A database is the library with a card catalog, organized shelves, and a librarian who knows exactly where everything is. It does extra work when you put books on the shelf (writing is slightly slower) so that finding any book takes fractions of a second instead of days.

Number of records10,000
Flat File (CSV)
Linear scan: check every row
#NameEmail
1Alice Chenalice@corp.com
2Bob Smithbob@webmail.io
3Carol Wucarol@startup.co
4Dan Leedan@dev.tech
5Eve Parkeve@company.org
6Frank Kimfrank@cloud.dev
7Grace Liugrace@data.ai
8Hank Zhaohank@service.net
... 9,992 more rows
Database with Index
B-tree index: logarithmic lookup
rootEpage 1A - Dpage 2E - Zalice, bobcarol, daneve, frankgrace, hank

What a Database Gives You That Files Do Not

  • Fast lookups by any field — not just sequential scanning
  • Concurrent access — two programs reading and writing at the same time without corrupting data
  • Crash recovery — if the power goes out mid-write, you do not end up with half-written garbage
  • Atomic updates — updating a user’s email and address either both succeed or neither does
  • Querying — ask questions like “top 10 users by order count” without writing custom code
  • Consistency — rules that prevent invalid data (like an order with a negative amount)

You now understand why databases exist: files are fine for simple storage, but break down the moment you need to search, share, or survive failures. Let us look at what happens when you send a query to a database.

The Query Lifecycle

When you write SELECT * FROM users WHERE email = 'alice@example.com', a surprising amount of work happens before any data is actually read. The database does not just start scanning. It plans first.

Think of it like asking a taxi driver to take you across town. The driver does not just start driving in a random direction. They think about the route: Should I take the highway or side streets? Is there traffic right now? Is there construction on Fifth Avenue? That planning step — figuring out the fastest route — is exactly what a database query optimizer does.

SQL Query
SELECT name, email FROM users WHERE age > 25 ORDER BY name
{ }
Parsing
>>
Query Planning
=>
Execution
<=
Return Results

The Four Stages

  1. Parsing — The database reads your SQL text and builds a syntax tree. It checks for typos, missing keywords, and invalid syntax. If you write SELEC * FORM users, this is where it catches the error.

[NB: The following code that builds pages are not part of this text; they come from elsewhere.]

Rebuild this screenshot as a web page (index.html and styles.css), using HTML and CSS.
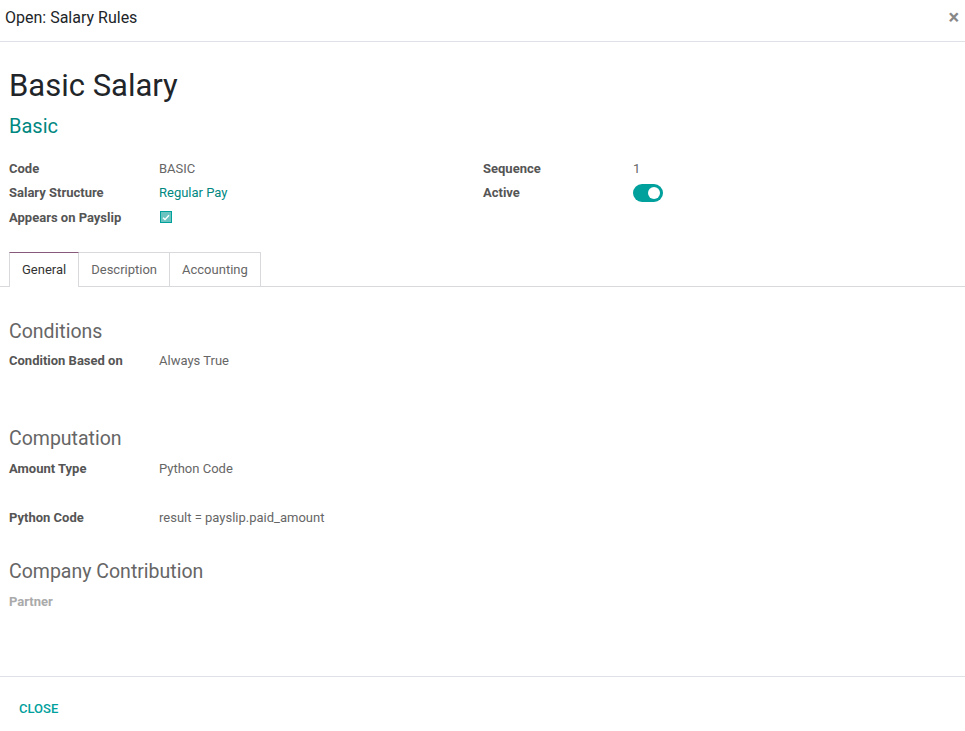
FILE: index.html
```html
<!DOCTYPE html>
<html>
<head>
<meta charset="utf-8">
<link rel="stylesheet" href="styles.css">
</head>
<body>
<div class="modal">
  <header class="modal-header">
    <h4 class="modal-title">Open: Salary Rules</h4>
    <span class="close">×</span>
  </header>
  <main class="modal-body">
    <h1 class="title">Basic Salary</h1>
    <div class="subtitle">Basic</div>
    <div class="groups">
      <div class="group">
        <div class="row"><span class="label">Code</span><span class="value">BASIC</span></div>
        <div class="row"><span class="label">Salary Structure</span><span class="value link">Regular Pay</span></div>
        <div class="row"><span class="label">Appears on Payslip</span><span class="value"><span class="checkbox"><svg width="8" height="7" viewBox="0 0 8 7"><path d="M1 3.8 L3 5.6 L7 1.2" fill="none" stroke="#fff" stroke-width="1.4"/></svg></span></span></div>
      </div>
      <div class="group">
        <div class="row"><span class="label">Sequence</span><span class="value">1</span></div>
        <div class="row"><span class="label">Active</span><span class="value"><span class="toggle"><span class="knob"></span></span></span></div>
      </div>
    </div>
    <nav class="tabs">
      <span class="tab active">General</span>
      <span class="tab">Description</span>
      <span class="tab">Accounting</span>
    </nav>
    <section class="section">
      <h2 class="section-title">Conditions</h2>
      <div class="row"><span class="label">Condition Based on</span><span class="value">Always True</span></div>
    </section>
    <section class="section s-comp">
      <h2 class="section-title">Computation</h2>
      <div class="row"><span class="label">Amount Type</span><span class="value">Python Code</span></div>
      <div class="row r-code"><span class="label">Python Code</span><span class="value">result = payslip.paid_amount</span></div>
    </section>
    <section class="section s-contrib">
      <h2 class="section-title">Company Contribution</h2>
      <div class="row"><span class="label muted">Partner</span><span class="value"></span></div>
    </section>
  </main>
  <footer class="modal-footer">
    <span class="btn-close">CLOSE</span>
  </footer>
</div>
</body>
</html>
```
FILE: styles.css
```css
html, body {
  margin: 0;
  padding: 0;
  background: #fff;
  font-family: Roboto, "Noto Sans", sans-serif;
  color: #666;
}
.modal {
  width: 965px;
  height: 731px;
  display: flex;
  flex-direction: column;
}
.modal-header {
  height: 42px;
  border-bottom: 1px solid #dee2e6;
  display: flex;
  align-items: center;
  justify-content: space-between;
  padding: 0 6px 0 5px;
  box-sizing: border-box;
}
.modal-title {
  margin: 0;
  font-size: 16px;
  font-weight: 400;
  color: #212529;
  position: relative;
  top: -3px;
}
.close {
  font-size: 20px;
  font-weight: 700;
  color: #888;
  position: relative;
  top: -4px;
}
.modal-body {
  flex: 1;
  padding: 0 0 0 9px;
}
.title {
  margin: 25px 0 0;
  font-size: 31px;
  font-weight: 400;
  line-height: 38px;
  color: #212529;
}
.subtitle {
  margin-top: 7px;
  font-size: 20px;
  line-height: 28px;
  color: #00877f;
}
.groups {
  display: flex;
  margin-top: 16px;
}
.group {
  width: 474px;
}
.row {
  display: flex;
  align-items: center;
  height: 24.5px;
  font-size: 13px;
}
.label {
  width: 150px;
  font-weight: 700;
  color: #555;
}
.label.muted {
  color: #aaa;
}
.value {
  color: #666;
  display: flex;
  align-items: center;
}
.value.link {
  color: #00877f;
}
.checkbox {
  width: 10px;
  height: 10px;
  border: 1px solid #00a09d;
  background: #6cc4c1;
  display: inline-flex;
  align-items: center;
  justify-content: center;
  margin-left: 1px;
}
.toggle {
  width: 30px;
  height: 18px;
  border-radius: 9px;
  background: #00a09d;
  display: inline-flex;
  align-items: center;
  justify-content: flex-end;
  padding-right: 3px;
  box-sizing: border-box;
  margin-top: 1px;
}
.knob {
  width: 12px;
  height: 12px;
  border-radius: 50%;
  background: #fff;
}
.tabs {
  display: flex;
  margin-top: 22px;
  margin-left: -9px;
  padding-left: 9px;
  border-bottom: 1px solid #d7d9dc;
  height: 34px;
}
.tab {
  height: 34px;
  box-sizing: border-box;
  padding: 0 12px;
  display: flex;
  align-items: center;
  font-size: 13px;
  color: #666;
  border: 1px solid #d7d9dc;
  border-left: none;
  border-bottom: none;
}
.tab:first-child {
  border-left: 1px solid #d7d9dc;
}
.tab.active {
  color: #333;
  border-top: 1px solid #875a7b;
  background: #fff;
  height: 35px;
}
.section-title {
  margin: 0;
  font-size: 19.5px;
  font-weight: 400;
  line-height: 28px;
  color: #666;
}
.section {
  margin-top: 31px;
}
.section .section-title {
  margin-bottom: 3px;
}
.s-comp {
  margin-top: 52px;
}
.r-code {
  margin-top: 25px;
}
.s-contrib {
  margin-top: 28px;
}
.modal-footer {
  height: 54px;
  border-top: 1px solid #dee2e6;
  display: flex;
  align-items: center;
  padding-left: 19px;
}
.btn-close {
  font-size: 13px;
  font-weight: 500;
  color: #00a09d;
  position: relative;
  top: 4px;
}
```
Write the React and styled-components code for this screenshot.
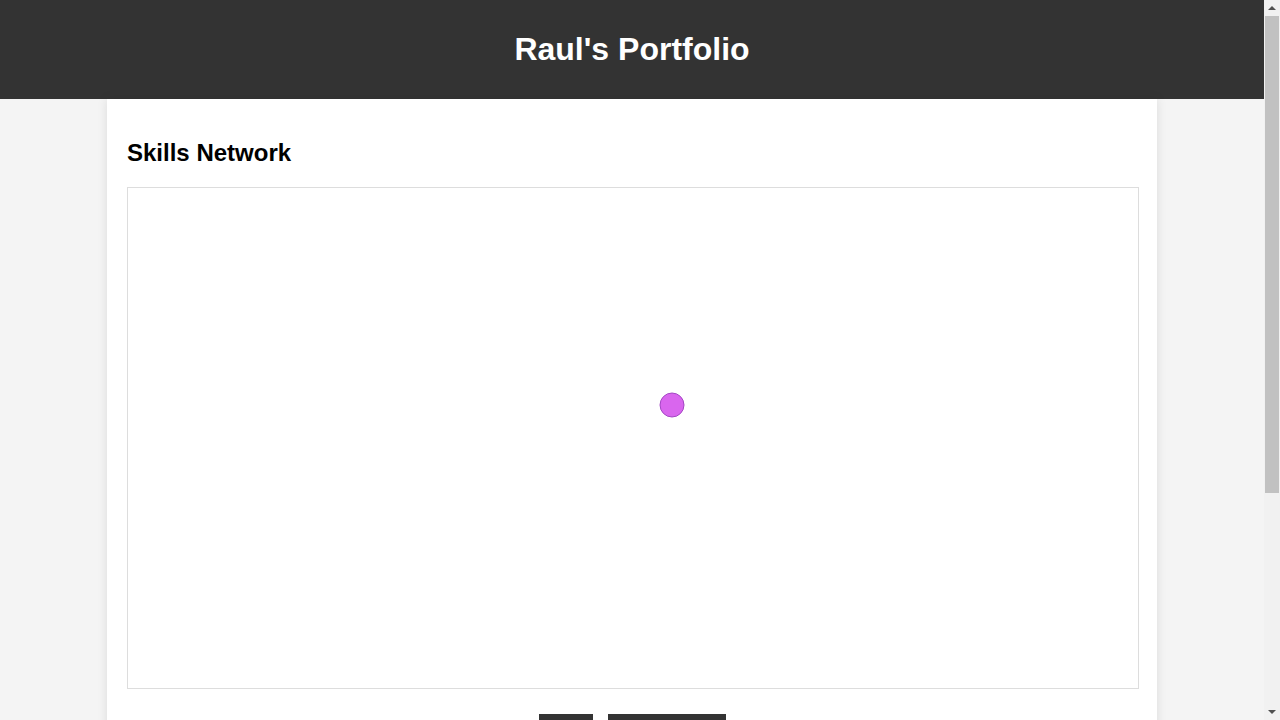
import styled, { createGlobalStyle } from 'styled-components'

const GlobalStyle = createGlobalStyle`
html::-webkit-scrollbar {
  display: none;
}

body {
  margin: 0 16px 0 0;
  background: #f4f4f4;
  font-family: "Liberation Sans", Arial, sans-serif;
  color: #000;
}
`

const Header = styled.header`
  background: #333;
  color: white;
  height: 99px;
  display: flex;
  align-items: center;
  justify-content: center;

  h1 {
    margin: 0;
    font-size: 32px;
    line-height: 37px;
  }
`

const Container = styled.main`
  width: 1010px;
  margin: 0 auto;
  padding: 20px;
  background: white;
  box-shadow: 0 0 10px rgba(0, 0, 0, 0.1);
`

const Title = styled.h2`
  margin: 20px 0;
  font-size: 24px;
  line-height: 28px;
`

const Graph = styled.svg`
  display: block;
  width: 1010px;
  height: 500px;
  border: 1px solid #ddd;
`

const Controls = styled.div`
  display: flex;
  justify-content: center;
  gap: 15px;
  margin-top: 25px;
`

const Button = styled.button`
  width: ${({ $w }) => $w}px;
  height: 36px;
  border: none;
  background: #333;
  color: white;
  font-family: inherit;
  font-size: 14px;
  cursor: pointer;
`

const Section = styled.section`
  margin-top: 40px;
  min-height: 230px;

  p {
    font-size: 16px;
    line-height: 1.5;
    color: #444;
  }
`

/* stand-in for the classic browser scrollbar seen in the screenshot */
const Scrollbar = styled.div`
  position: fixed;
  top: 0;
  right: 0;
  width: 16px;
  height: 100vh;
  background: #f1f1f1;
  display: flex;
  flex-direction: column;
`

const Arrow = styled.div`
  height: 16px;
  display: flex;
  align-items: center;
  justify-content: center;
  flex-shrink: 0;

  &::after {
    content: '';
    border-left: 4px solid transparent;
    border-right: 4px solid transparent;
    ${({ $down }) => ($down ? 'border-top: 4px solid #505050;' : 'border-bottom: 4px solid #505050;')}
  }
`

const Track = styled.div`
  flex: 1;
  padding: 0 1px 0 1px;
`

const Thumb = styled.div`
  height: 477px;
  background: #c1c1c1;
`

const App = () => (
  <>
    <GlobalStyle />
    <Header>
      <h1>Raul's Portfolio</h1>
    </Header>
    <Container>
      <Title>Skills Network</Title>
      <Graph viewBox="0 0 1010 500">
        <circle cx="544" cy="217" r="12" fill="#d966ee" stroke="#a447c4" strokeWidth="1" />
      </Graph>
      <Controls>
        <Button $w={54}>All</Button>
        <Button $w={118}>Reset Zoom</Button>
      </Controls>
      <Section>
        <Title>About</Title>
        <p>Drag the nodes to explore how the skills connect.</p>
      </Section>
    </Container>
    <Scrollbar aria-hidden="true">
      <Arrow />
      <Track>
        <Thumb />
      </Track>
      <Arrow $down />
    </Scrollbar>
  </>
)

export default App
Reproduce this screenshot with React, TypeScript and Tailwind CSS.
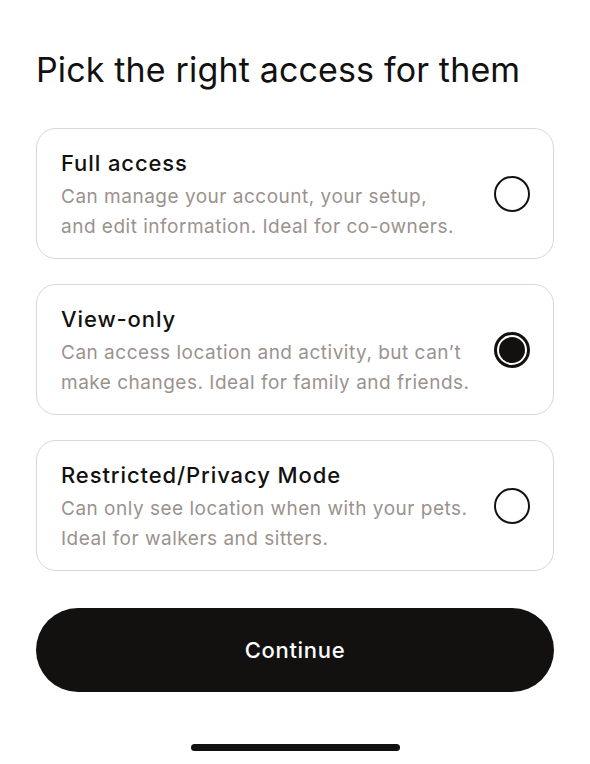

  2. Planning — The optimizer looks at your query and decides HOW to execute it. Should it use an index? Should it scan the whole table? Should it sort the results in memory or use a temporary file on disk? It considers statistics about your data (how many rows, how selective each column is) and picks the plan it thinks will be fastest.

  3. Executing — The storage engine actually reads data from disk (or from memory if it is cached). It follows the plan: read this index, fetch those pages, filter these rows, sort those results.

  4. Returning — The final result set is sent back to your application. If you asked for 10 rows with LIMIT 10, the database stops as soon as it finds 10 matching rows.

The planning stage is the most interesting part. A good optimizer can make a query 1000x faster just by choosing a different execution strategy. A bad optimizer — or no index — means every query is a full table scan.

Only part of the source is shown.